# GOAL:
Wherever "index" appears in a line, copy that line.

# STORED DATA:
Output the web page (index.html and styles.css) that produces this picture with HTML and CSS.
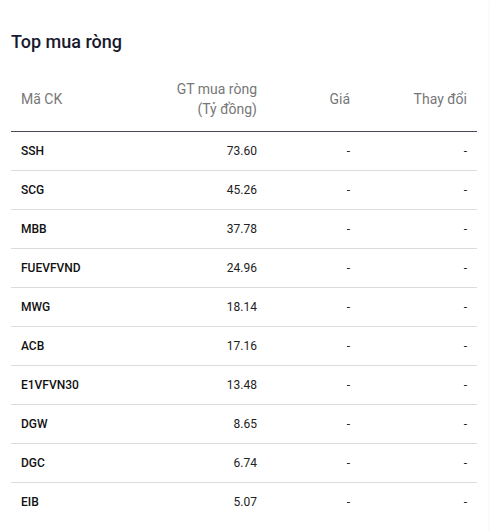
FILE: index.html
```html
<!DOCTYPE html>
<html lang="vi">
<head>
<meta charset="utf-8">
<link rel="stylesheet" href="styles.css">
</head>
<body>
<div class="card">
  <h2 class="title">Top mua ròng</h2>
  <table class="tbl">
    <colgroup>
      <col class="c1"><col class="c2"><col class="c3"><col class="c4">
    </colgroup>
    <thead>
      <tr>
        <th class="left">Mã CK</th>
        <th>GT mua ròng<br>(Tỷ đồng)</th>
        <th>Giá</th>
        <th>Thay đổi</th>
      </tr>
    </thead>
    <tbody>
      <tr><td class="sym">SSH</td><td>73.60</td><td>-</td><td>-</td></tr>
      <tr><td class="sym">SCG</td><td>45.26</td><td>-</td><td>-</td></tr>
      <tr><td class="sym">MBB</td><td>37.78</td><td>-</td><td>-</td></tr>
      <tr><td class="sym">FUEVFVND</td><td>24.96</td><td>-</td><td>-</td></tr>
      <tr><td class="sym">MWG</td><td>18.14</td><td>-</td><td>-</td></tr>
      <tr><td class="sym">ACB</td><td>17.16</td><td>-</td><td>-</td></tr>
      <tr><td class="sym">E1VFVN30</td><td>13.48</td><td>-</td><td>-</td></tr>
      <tr><td class="sym">DGW</td><td>8.65</td><td>-</td><td>-</td></tr>
      <tr><td class="sym">DGC</td><td>6.74</td><td>-</td><td>-</td></tr>
      <tr class="last"><td class="sym">EIB</td><td>5.07</td><td>-</td><td>-</td></tr>
    </tbody>
  </table>
</div>
</body>
</html>
```
FILE: styles.css
```css
html, body {
  margin: 0;
  padding: 0;
  background: #ffffff;
}
body {
  font-family: Roboto, "Noto Sans", "Liberation Sans", sans-serif;
  color: #1a1a1a;
}
.card {
  width: 488px;
  box-sizing: border-box;
  padding: 30px 11px 12px 11px;
  background: #fff;
  box-shadow: 1px 0 3px rgba(0, 0, 0, 0.03);
}
.title {
  margin: 0;
  font-size: 18px;
  line-height: 24px;
  font-weight: 500;
  color: #171a2e;
}
.tbl {
  margin-top: 17px;
  width: 466px;
  border-collapse: collapse;
  table-layout: fixed;
}
.c1 { width: 150px; }
.c2 { width: 106px; }
.c3 { width: 93px; }
.c4 { width: 117px; }
th {
  font-weight: 400;
  font-size: 14px;
  line-height: 20px;
  color: #777777;
  text-align: right;
  padding: 8px 10px 12px 10px;
  border-bottom: 1px solid #4a4a55;
}
th.left, td.sym { text-align: left; }
td {
  font-size: 12px;
  height: 38px;
  padding: 0 10px;
  text-align: right;
  color: #222;
  border-bottom: 1px solid #dcdcdc;
}
td.sym {
  font-weight: 500;
  color: #111;
}
tr.last td { border-bottom: none; }
```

# ANSWER TO THIS TASK:
Output the web page (index.html and styles.css) that produces this picture with HTML and CSS.
FILE: index.html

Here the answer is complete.